Directive -> Which lines hold the word "index"? Copy each of them from the material.

Dataset excerpt ->
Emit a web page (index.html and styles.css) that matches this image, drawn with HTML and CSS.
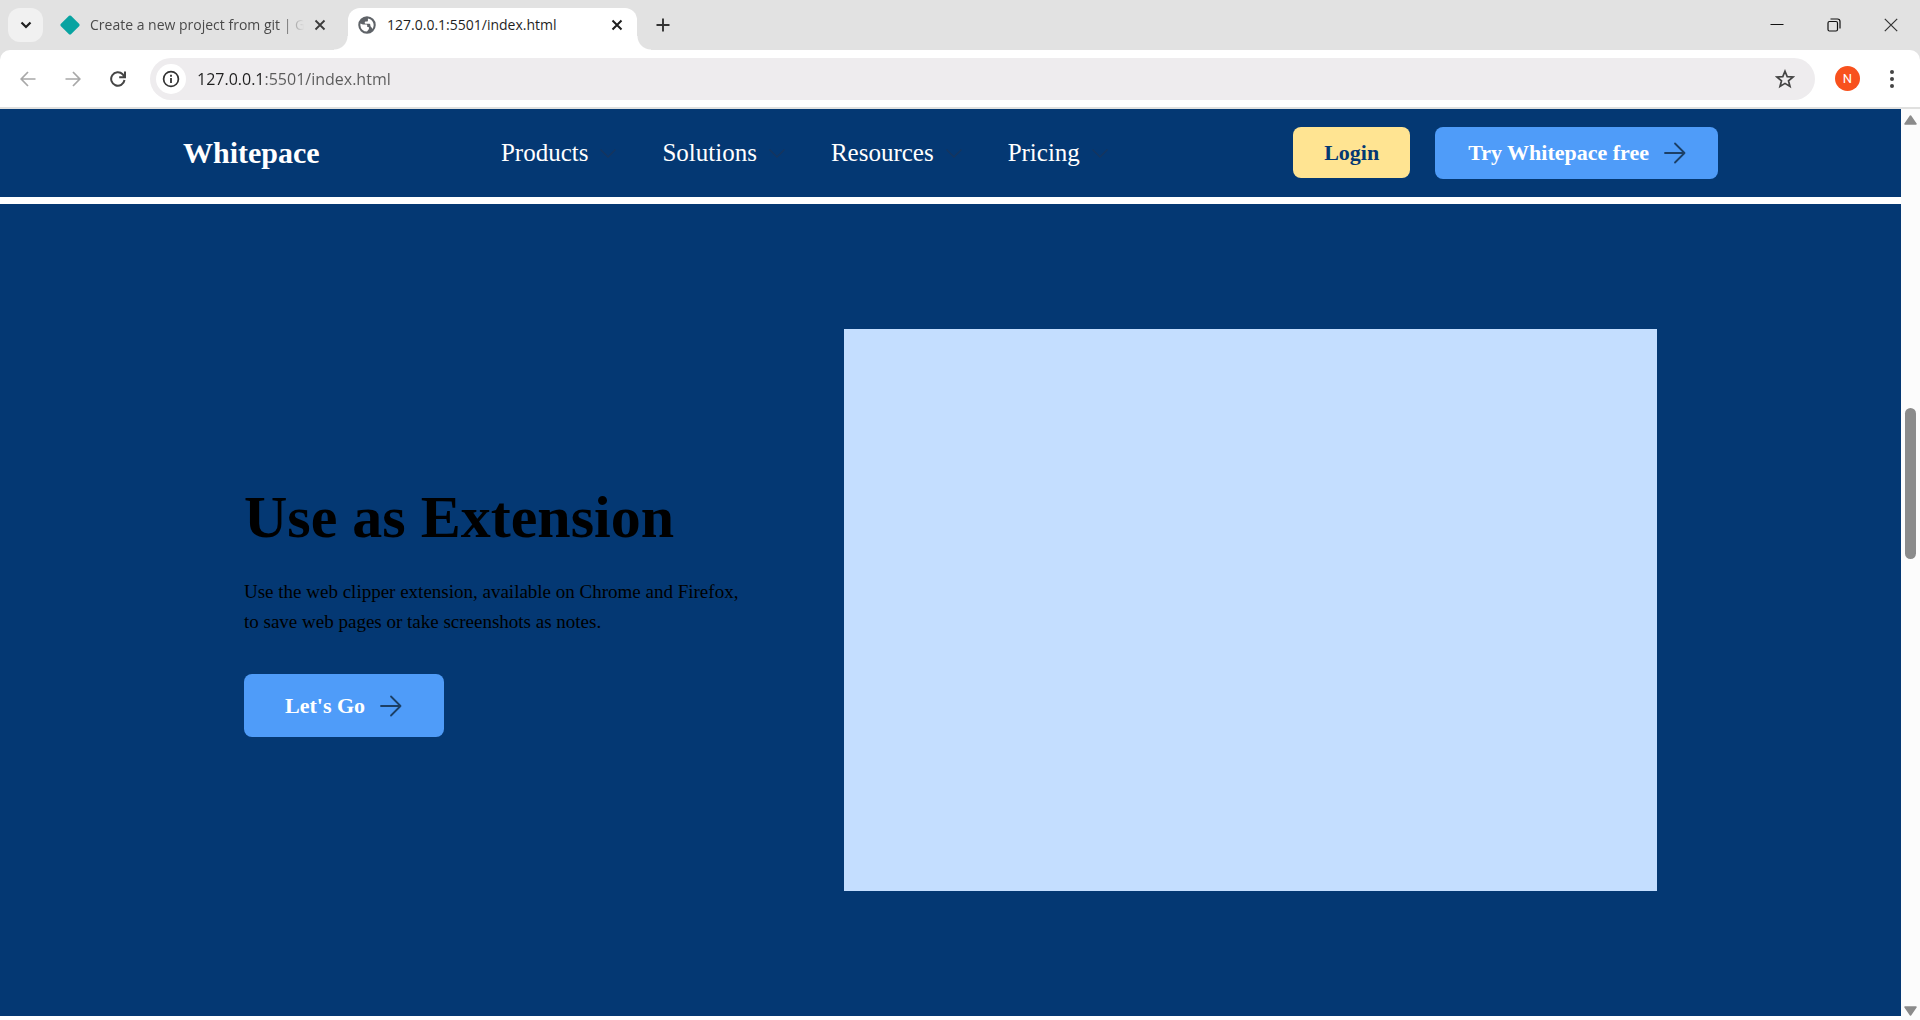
FILE: index.html
```html
<!DOCTYPE html>
<html lang="en">
<head>
<meta charset="utf-8">
<title>Whitepace</title>
<link rel="stylesheet" href="styles.css">
</head>
<body>
<header class="chrome">
  <div class="tabstrip">
    <button class="tab-search" aria-label="Search tabs"><svg width="12" height="8" viewBox="0 0 12 8"><path d="M1.500 1.500L6 6L10.500 1.500" fill="none" stroke="#1f1f1f" stroke-width="2.200"/></svg></button>
    <div class="tab">
      <svg class="tab-icon" width="20" height="20" viewBox="0 0 20 20"><path d="M9 .8Q10 0 11 .8L19.300 9Q20 10 19.300 11L11 19.300Q10 20 9 19.300L.7 11Q0 10 .7 9Z" fill="#08a3a1"/></svg>
      <span class="tab-title faded">Create a new project from git | G</span>
      <button class="tab-close" aria-label="Close tab"><svg width="12" height="12" viewBox="0 0 12 12"><path d="M1.500 1.500l9 9M10.500 1.500l-9 9" stroke="#3c3c3c" stroke-width="1.800"/></svg></button>
    </div>
    <div class="tab active">
      <svg class="tab-icon" width="20" height="20" viewBox="0 0 24 24"><path fill="#5f6368" d="M12 1.500a10.500 10.500 0 1 0 0 21a10.500 10.500 0 0 0 0-21zM4 12c0-.6.100-1.200.200-1.800l2.800 1.300h4.200c.8 0 1 .5 1 1v1.200c0 .6.4.8.8.8h.6c.6 0 .7.4.7.8v1.500l-2.300 3.100A8 8 0 0 1 4 12zm14.500 4.700c-.5-.7-.9-1.700-1.600-2.200c-.8-.6-.9-1.800-.9-2.700c0-.8-.7-1.300-1.300-1.300h-4.400c-.7 0-1-.4-1-1V8.600c0-.5.5-.9 1-.9h1.600c.8 0 1.200-.5 1.200-1.200V4.200A8 8 0 0 1 18.500 16.700z"/></svg>
      <span class="tab-title">127.0.0.1:5501/index.html</span>
      <button class="tab-close" aria-label="Close tab"><svg width="12" height="12" viewBox="0 0 12 12"><path d="M1.500 1.500l9 9M10.500 1.500l-9 9" stroke="#1f1f1f" stroke-width="2"/></svg></button>
    </div>
    <button class="new-tab" aria-label="New tab"><svg width="14" height="14" viewBox="0 0 14 14"><path d="M7 .5v13M.5 7h13" stroke="#333" stroke-width="1.900"/></svg></button>
    <div class="window-controls">
      <button aria-label="Minimize"><svg width="14" height="14" viewBox="0 0 14 14"><path d="M.5 6.500h13" stroke="#111"/></svg></button>
      <button aria-label="Restore"><svg width="14" height="14" viewBox="0 0 14 14"><rect x="1" y="3.500" width="9.500" height="9.500" rx="1.500" fill="none" stroke="#111" stroke-width="1.200"/><path d="M3.500 1H10.500Q13 1 13 3.500V10.500" fill="none" stroke="#111" stroke-width="1.200"/></svg></button>
      <button aria-label="Close"><svg width="14" height="14" viewBox="0 0 14 14"><path d="M.8.8l12.400 12.400M13.200.8L.8 13.200" stroke="#333" stroke-width="1.200"/></svg></button>
    </div>
  </div>
  <div class="toolbar">
    <div class="history">
      <button aria-label="Back"><svg width="16" height="16" viewBox="0 0 16 16"><path d="M15.500 8H1.500M8 1L1.200 8L8 15" fill="none" stroke="#a8a8a8" stroke-width="1.700"/></svg></button>
      <button aria-label="Forward"><svg width="16" height="16" viewBox="0 0 16 16"><path d="M.5 8H14.500M8 1l6.800 7L8 15" fill="none" stroke="#a8a8a8" stroke-width="1.700"/></svg></button>
      <button aria-label="Reload"><svg width="16" height="16" viewBox="0 0 16 16"><path d="M14.500 9A6.700 6.700 0 1 1 12.700 3.300L14.500 5.500M15 .5V6.200H9.200" fill="none" stroke="#444" stroke-width="2"/></svg></button>
    </div>
    <div class="omnibox">
      <button class="site-info" aria-label="View site information"><svg width="18" height="18" viewBox="0 0 18 18"><circle cx="9" cy="9" r="7.400" fill="none" stroke="#333" stroke-width="1.700"/><path d="M9 8v5M9 4.800v1.900" stroke="#333" stroke-width="1.800"/></svg></button>
      <input class="address" type="text" aria-label="Address" value="127.0.0.1:5501/index.html">
      <button class="bookmark" aria-label="Bookmark this tab"><svg width="20" height="20" viewBox="0 0 20 20"><path d="M10 2.200L12.200 7.600L18 8L13.500 11.800L15 17.500L10 14.400L5 17.500L6.500 11.800L2 8L7.800 7.600Z" fill="none" stroke="#444" stroke-width="1.700"/></svg></button>
    </div>
    <button class="avatar" aria-label="Profile">N</button>
    <button class="menu" aria-label="Menu"><svg width="6" height="20" viewBox="0 0 6 20"><g fill="#444"><circle cx="3" cy="3" r="2"/><circle cx="3" cy="10" r="2"/><circle cx="3" cy="17" r="2"/></g></svg></button>
  </div>
</header>
<div class="viewport">
  <main class="page">
    <nav class="navbar">
      <a class="brand" href="#">Whitepace</a>
      <ul class="nav-links">
        <li><a href="#">Products<svg width="24" height="24" viewBox="0 0 24 24"><path d="M4.500 8.500L12 16L19.500 8.500" fill="none" stroke="#15355f" stroke-width="1.500"/></svg></a></li>
        <li><a href="#">Solutions<svg width="24" height="24" viewBox="0 0 24 24"><path d="M4.500 8.500L12 16L19.500 8.500" fill="none" stroke="#15355f" stroke-width="1.500"/></svg></a></li>
        <li><a href="#">Resources<svg width="24" height="24" viewBox="0 0 24 24"><path d="M4.500 8.500L12 16L19.500 8.500" fill="none" stroke="#15355f" stroke-width="1.500"/></svg></a></li>
        <li><a href="#">Pricing<svg width="24" height="24" viewBox="0 0 24 24"><path d="M4.500 8.500L12 16L19.500 8.500" fill="none" stroke="#15355f" stroke-width="1.500"/></svg></a></li>
      </ul>
      <div class="nav-actions">
        <button class="btn btn-login">Login</button>
        <button class="btn btn-try">Try Whitepace free<svg width="24" height="24" viewBox="0 0 24 24"><path d="M2 12H21.500M12 2.500L21.500 12L12 21.500" fill="none" stroke="#1c3f66" stroke-width="1.800" stroke-linecap="round" stroke-linejoin="round"/></svg></button>
      </div>
    </nav>
    <section class="hero">
      <div class="hero-text">
        <h1>Use as Extension</h1>
        <p>Use the web clipper extension, available on Chrome and Firefox, to save web pages or take screenshots as notes.</p>
        <button class="btn btn-go">Let's Go<svg width="24" height="24" viewBox="0 0 24 24"><path d="M2 12H21.500M12 2.500L21.500 12L12 21.500" fill="none" stroke="#1c3f66" stroke-width="1.800" stroke-linecap="round" stroke-linejoin="round"/></svg></button>
      </div>
      <div class="hero-image"></div>
    </section>
  </main>
  <div class="scrollbar" aria-hidden="true">
    <svg width="13" height="10" viewBox="0 0 13 10"><path d="M6.500 1L12 9H1Z" fill="#8b8b8b" stroke="#8b8b8b" stroke-width="1.500" stroke-linejoin="round"/></svg>
    <div class="track"><div class="thumb"></div></div>
    <svg width="13" height="10" viewBox="0 0 13 10"><path d="M6.500 9L12 1H1Z" fill="#8b8b8b" stroke="#8b8b8b" stroke-width="1.500" stroke-linejoin="round"/></svg>
  </div>
</div>
</body>
</html>
```
FILE: styles.css
```css
* {
  box-sizing: border-box;
}

body {
  margin: 0;
  height: 100vh;
  display: flex;
  flex-direction: column;
  overflow: hidden;
  background: #fff;
  font-family: "Liberation Serif", "Times New Roman", serif;
}

button {
  border: 0;
  padding: 0;
  background: none;
  font: inherit;
  cursor: pointer;
}

svg {
  display: block;
  flex: none;
}

/* Browser window */
.chrome {
  flex: none;
  background: #e2e2e2;
  font-family: "Open Sans", "Noto Sans", sans-serif;
}

.tabstrip {
  display: flex;
  height: 50px;
  padding: 8px 0 0 8px;
}

.tab-search {
  display: grid;
  place-items: center;
  width: 35px;
  height: 34px;
  border-radius: 12px;
  background: #f1f1f1;
}

.tab {
  display: flex;
  align-items: center;
  width: 296px;
  height: 42px;
  margin-left: 9px;
  padding: 0 22px 8px 8px;
  color: #4a4a4a;
}

.tab-icon {
  margin-right: 10px;
}

.tab-title {
  flex: 1;
  overflow: hidden;
  white-space: nowrap;
  font-size: 14px;
  line-height: 20px;
}

.faded {
  margin-right: 8px;
  -webkit-mask-image: linear-gradient(to right, #000 190px, transparent 214px);
  mask-image: linear-gradient(to right, #000 190px, transparent 214px);
}

.active {
  position: relative;
  width: 289px;
  margin-left: 0;
  padding-left: 9px;
  padding-right: 14px;
  border-radius: 12px 12px 0 0;
  background: #fff;
  color: #1f1f1f;
}

.active::before,
.active::after {
  content: "";
  position: absolute;
  bottom: 0;
  width: 14px;
  height: 14px;
}

.active::before {
  right: 100%;
  background: radial-gradient(circle at 0 0, transparent 13px, #fff 14px);
}

.active::after {
  left: 100%;
  background: radial-gradient(circle at 100% 0, transparent 13px, #fff 14px);
}

.new-tab {
  display: grid;
  place-items: center;
  width: 34px;
  height: 34px;
  margin-left: 9px;
}

.window-controls {
  display: flex;
  margin-left: auto;
  padding-right: 1px;
}

.window-controls button {
  display: grid;
  place-items: center;
  width: 57px;
  height: 34px;
}

.toolbar {
  display: flex;
  align-items: center;
  height: 59px;
  border-bottom: 2px solid #e0e0df;
  border-radius: 10px 10px 0 0;
  background: #fff;
}

.history {
  display: flex;
  gap: 29px;
  padding: 0 24px 0 20px;
}

.omnibox {
  flex: 1;
  display: flex;
  align-items: center;
  height: 42px;
  padding: 0 20px 0 6px;
  border-radius: 21px;
  background: #eeecee;
}

.site-info {
  display: grid;
  place-items: center;
  width: 30px;
  height: 30px;
  border-radius: 50%;
  background: #fff;
}

.address {
  flex: 1;
  margin-left: 11px;
  padding: 0;
  border: 0;
  outline: 0;
  background: linear-gradient(to right, #1f1f1f 67px, #5a5a5a 67px);
  -webkit-background-clip: text;
  background-clip: text;
  color: transparent;
  font: 16px/24px "Open Sans", "Noto Sans", sans-serif;
}

.avatar {
  width: 25px;
  height: 25px;
  margin-left: 20px;
  border-radius: 50%;
  background: #f8511d;
  color: #fff;
  font-family: Roboto, sans-serif;
  font-size: 13px;
}

.menu {
  margin: 0 25px 0 29px;
}

/* Web page */
.viewport {
  flex: 1;
  display: flex;
  min-height: 0;
}

.page {
  flex: 1;
  min-width: 0;
}

.navbar {
  display: flex;
  justify-content: space-between;
  align-items: center;
  margin-bottom: 7px;
  padding: 18px 183px;
  background: #043873;
}

.brand {
  color: #fff;
  font-size: 30px;
  font-weight: bold;
  text-decoration: none;
}

.nav-links {
  display: flex;
  gap: 42px;
  margin: 0;
  padding: 0;
  list-style: none;
}

.nav-links a {
  display: flex;
  align-items: center;
  gap: 8px;
  color: #fff;
  font-size: 25px;
  text-decoration: none;
}

.nav-actions {
  display: flex;
  align-items: flex-start;
  gap: 25px;
}

.btn {
  display: flex;
  align-items: center;
  gap: 14px;
  height: 52px;
  padding: 0 31px;
  border-radius: 8px;
  background: #4f9cf9;
  color: #fff;
  font-size: 22px;
  font-weight: bold;
}

.btn-login {
  height: 51px;
  background: #ffe492;
  color: #043873;
}

.btn-try {
  padding-left: 33px;
}

.btn-go {
  height: 63px;
  padding: 0 41px;
}

.hero {
  display: grid;
  grid-template-columns: 600px 1fr;
  align-items: center;
  padding: 125px 244px;
  background: #043873;
}

.hero-text {
  display: flex;
  flex-direction: column;
  align-items: flex-start;
}

.hero-text h1 {
  margin: 0;
  font-size: 60px;
  line-height: 68px;
}

.hero-text p {
  max-width: 500px;
  margin: 26px 0 37px;
  font-size: 19px;
  line-height: 30px;
}

.hero-image {
  height: 562px;
  background: #c4deff;
}

.scrollbar {
  display: flex;
  flex-direction: column;
  align-items: center;
  width: 19px;
  padding: 6px 0 4px;
  background: #fcfcfc;
}

.track {
  flex: 1;
  display: grid;
  grid-template-rows: 283fr 151fr 447fr;
}

.thumb {
  grid-row: 2;
  width: 11px;
  border-radius: 6px;
  background: #8b8b8b;
}
```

Exercise answer ->
Emit a web page (index.html and styles.css) that matches this image, drawn with HTML and CSS.
FILE: index.html
      <span class="tab-title">127.0.0.1:5501/index.html</span>
      <input class="address" type="text" aria-label="Address" value="127.0.0.1:5501/index.html">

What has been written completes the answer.